**TASK REQUIREMENTS**
Repeat the listing exactly as given, omitting every image.

>>>>>

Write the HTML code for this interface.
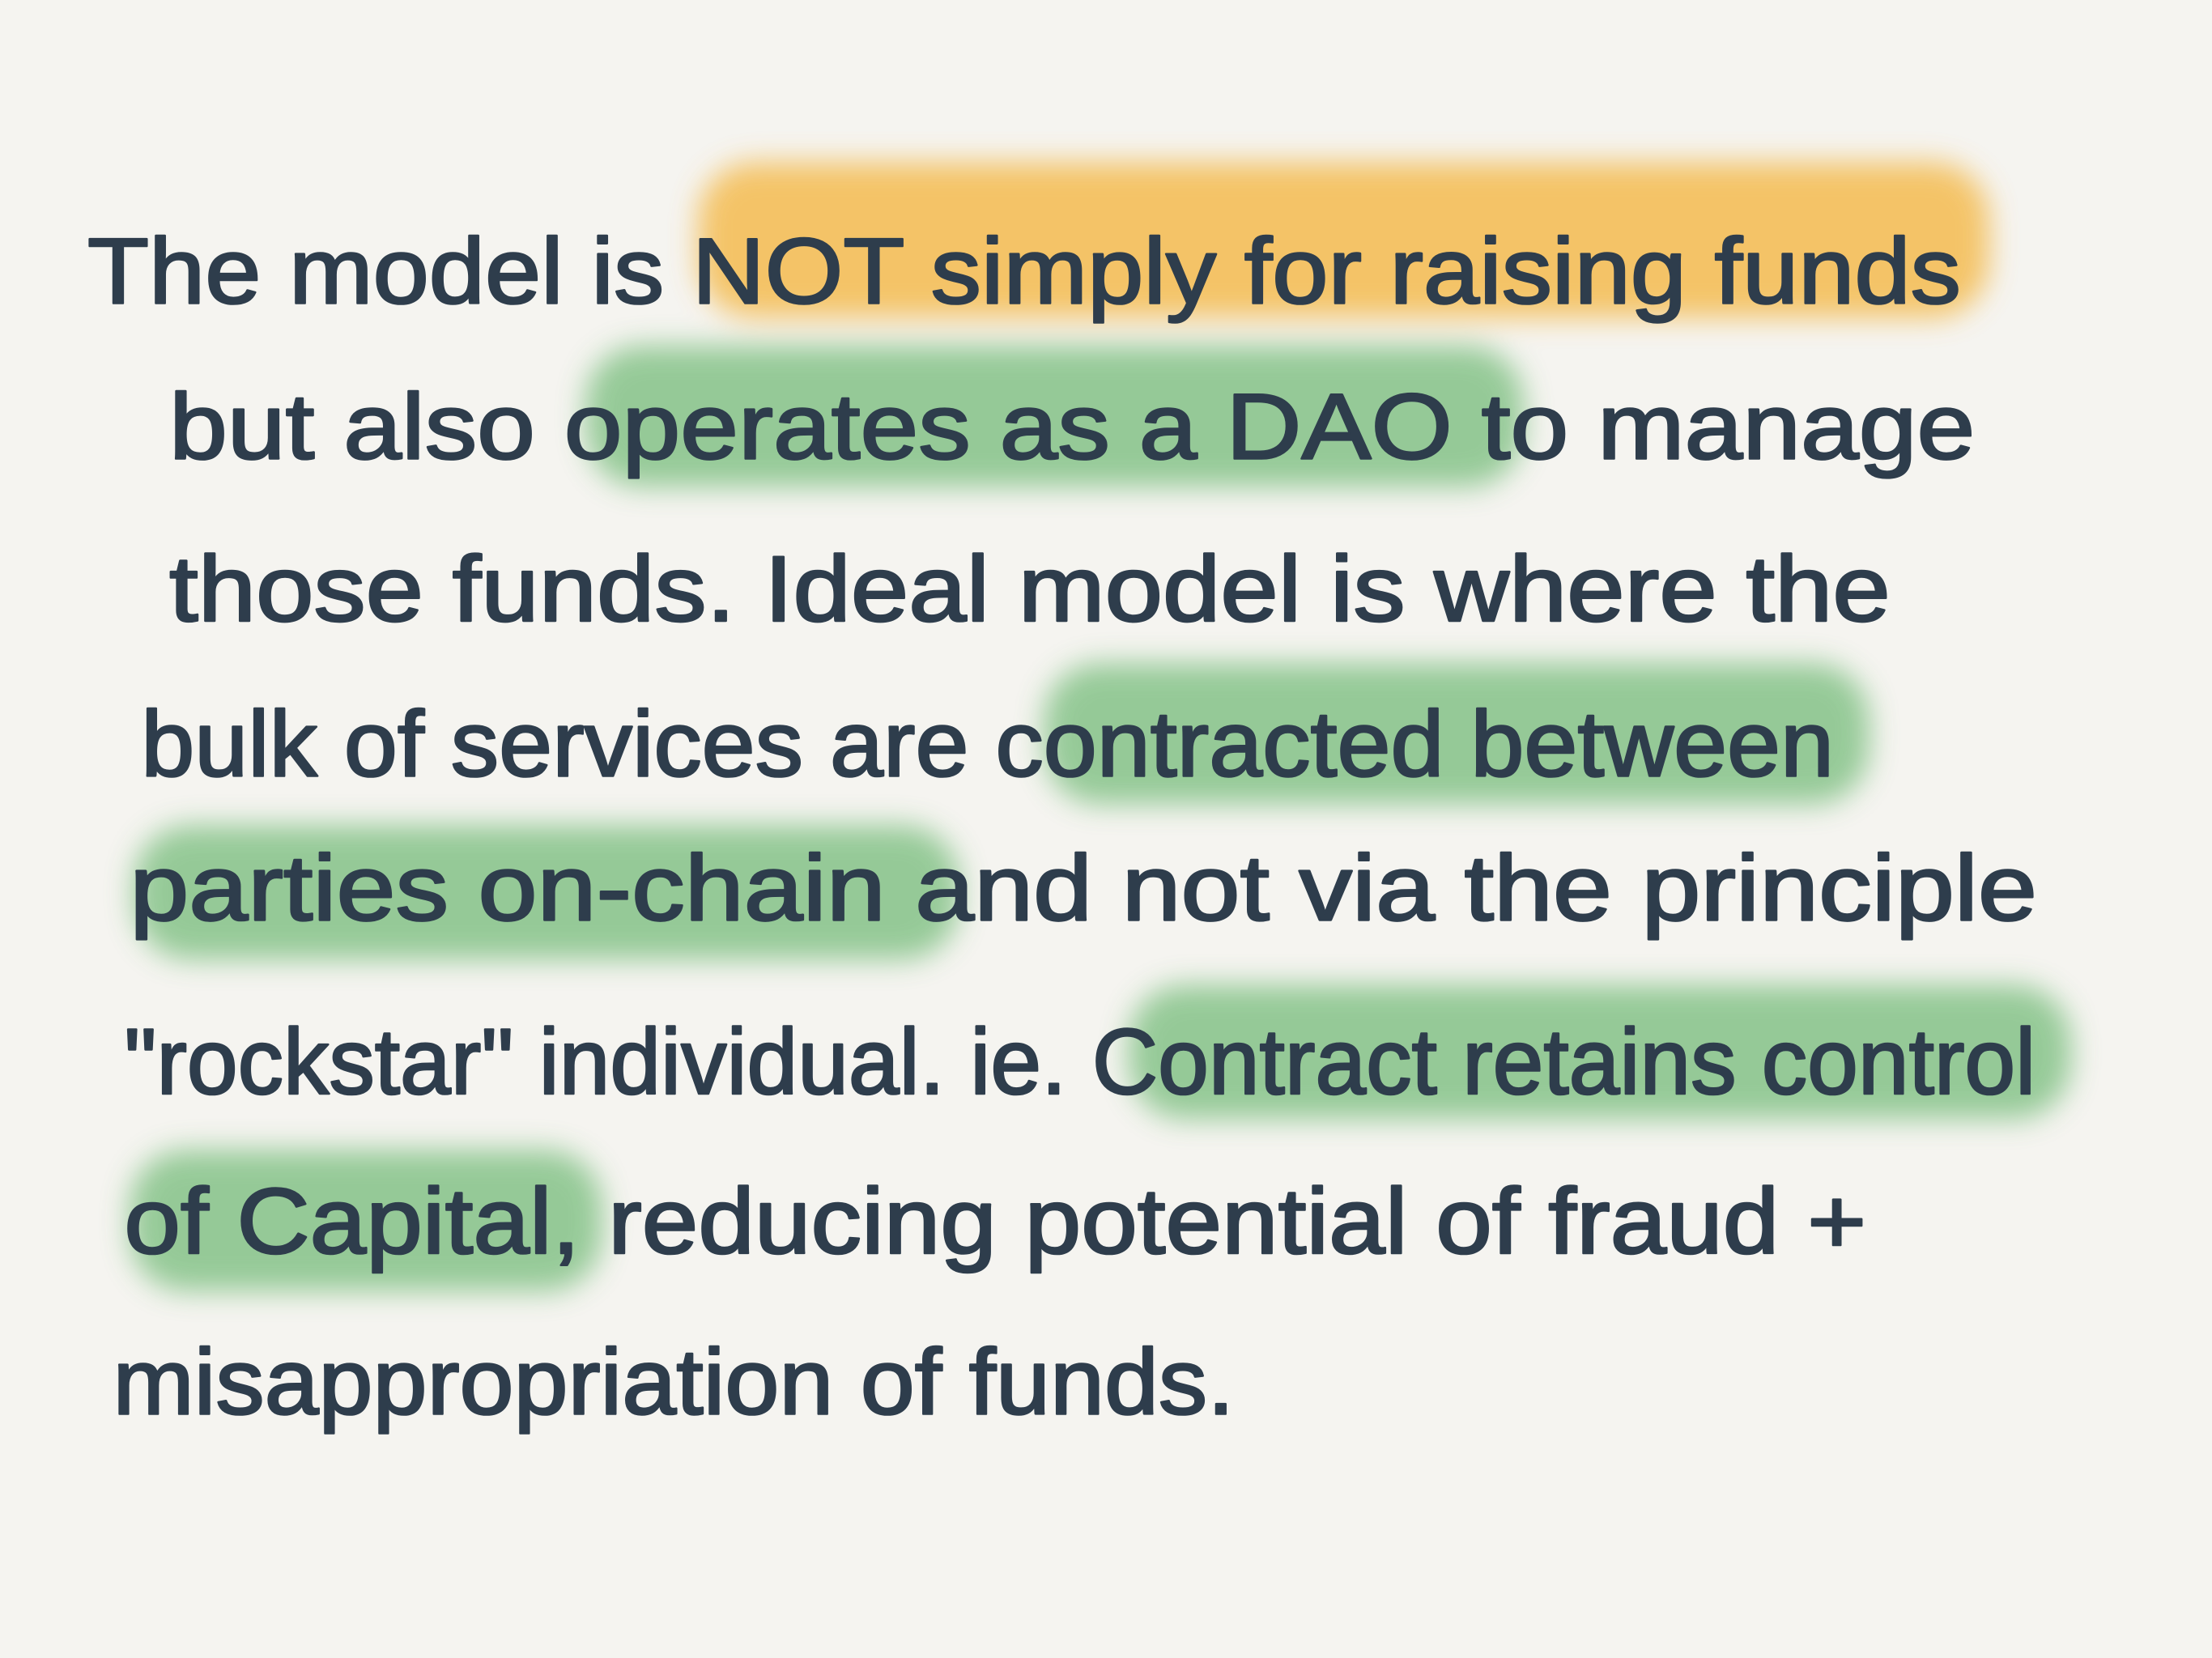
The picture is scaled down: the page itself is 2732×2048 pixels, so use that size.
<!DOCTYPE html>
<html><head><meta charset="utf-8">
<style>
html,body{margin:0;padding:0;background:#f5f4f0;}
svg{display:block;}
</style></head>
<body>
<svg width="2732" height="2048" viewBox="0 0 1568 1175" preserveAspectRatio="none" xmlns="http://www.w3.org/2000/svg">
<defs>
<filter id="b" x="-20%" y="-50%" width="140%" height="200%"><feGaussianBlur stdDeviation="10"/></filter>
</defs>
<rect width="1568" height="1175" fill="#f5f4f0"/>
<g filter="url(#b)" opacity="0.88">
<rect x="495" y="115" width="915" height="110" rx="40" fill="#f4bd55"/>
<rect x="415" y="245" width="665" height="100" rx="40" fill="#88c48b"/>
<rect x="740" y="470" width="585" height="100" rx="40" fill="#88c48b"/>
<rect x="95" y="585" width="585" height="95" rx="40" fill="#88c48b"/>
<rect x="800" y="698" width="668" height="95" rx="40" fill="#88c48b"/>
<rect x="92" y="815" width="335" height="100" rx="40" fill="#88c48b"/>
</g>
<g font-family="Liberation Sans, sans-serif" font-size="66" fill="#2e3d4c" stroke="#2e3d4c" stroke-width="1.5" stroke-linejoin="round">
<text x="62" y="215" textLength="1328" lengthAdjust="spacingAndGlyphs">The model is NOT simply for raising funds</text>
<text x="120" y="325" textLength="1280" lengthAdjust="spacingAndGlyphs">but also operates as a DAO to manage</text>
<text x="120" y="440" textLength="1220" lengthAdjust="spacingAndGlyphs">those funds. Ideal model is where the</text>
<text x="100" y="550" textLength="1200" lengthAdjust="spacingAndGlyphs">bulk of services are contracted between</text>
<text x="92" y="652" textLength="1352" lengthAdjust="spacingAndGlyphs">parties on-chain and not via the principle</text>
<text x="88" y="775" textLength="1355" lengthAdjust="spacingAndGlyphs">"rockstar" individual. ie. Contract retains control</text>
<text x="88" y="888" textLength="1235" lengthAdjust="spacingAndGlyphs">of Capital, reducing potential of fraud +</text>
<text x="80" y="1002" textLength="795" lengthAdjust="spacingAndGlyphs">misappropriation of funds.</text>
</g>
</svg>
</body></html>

<<<<<

**SOLUTION BELOW**
Write the HTML code for this interface.
The picture is scaled down: the page itself is 2732×2048 pixels, so use that size.
<!DOCTYPE html>
<html><head><meta charset="utf-8">
<style>
html,body{margin:0;padding:0;background:#f5f4f0;}
svg{display:block;}
</style></head>
<body>
<svg width="2732" height="2048" viewBox="0 0 1568 1175" preserveAspectRatio="none" xmlns="http://www.w3.org/2000/svg">
<defs>
<filter id="b" x="-20%" y="-50%" width="140%" height="200%"><feGaussianBlur stdDeviation="10"/></filter>
</defs>
<rect width="1568" height="1175" fill="#f5f4f0"/>
<g filter="url(#b)" opacity="0.88">
<rect x="495" y="115" width="915" height="110" rx="40" fill="#f4bd55"/>
<rect x="415" y="245" width="665" height="100" rx="40" fill="#88c48b"/>
<rect x="740" y="470" width="585" height="100" rx="40" fill="#88c48b"/>
<rect x="95" y="585" width="585" height="95" rx="40" fill="#88c48b"/>
<rect x="800" y="698" width="668" height="95" rx="40" fill="#88c48b"/>
<rect x="92" y="815" width="335" height="100" rx="40" fill="#88c48b"/>
</g>
<g font-family="Liberation Sans, sans-serif" font-size="66" fill="#2e3d4c" stroke="#2e3d4c" stroke-width="1.5" stroke-linejoin="round">
<text x="62" y="215" textLength="1328" lengthAdjust="spacingAndGlyphs">The model is NOT simply for raising funds</text>
<text x="120" y="325" textLength="1280" lengthAdjust="spacingAndGlyphs">but also operates as a DAO to manage</text>
<text x="120" y="440" textLength="1220" lengthAdjust="spacingAndGlyphs">those funds. Ideal model is where the</text>
<text x="100" y="550" textLength="1200" lengthAdjust="spacingAndGlyphs">bulk of services are contracted between</text>
<text x="92" y="652" textLength="1352" lengthAdjust="spacingAndGlyphs">parties on-chain and not via the principle</text>
<text x="88" y="775" textLength="1355" lengthAdjust="spacingAndGlyphs">"rockstar" individual. ie. Contract retains control</text>
<text x="88" y="888" textLength="1235" lengthAdjust="spacingAndGlyphs">of Capital, reducing potential of fraud +</text>
<text x="80" y="1002" textLength="795" lengthAdjust="spacingAndGlyphs">misappropriation of funds.</text>
</g>
</svg>
</body></html>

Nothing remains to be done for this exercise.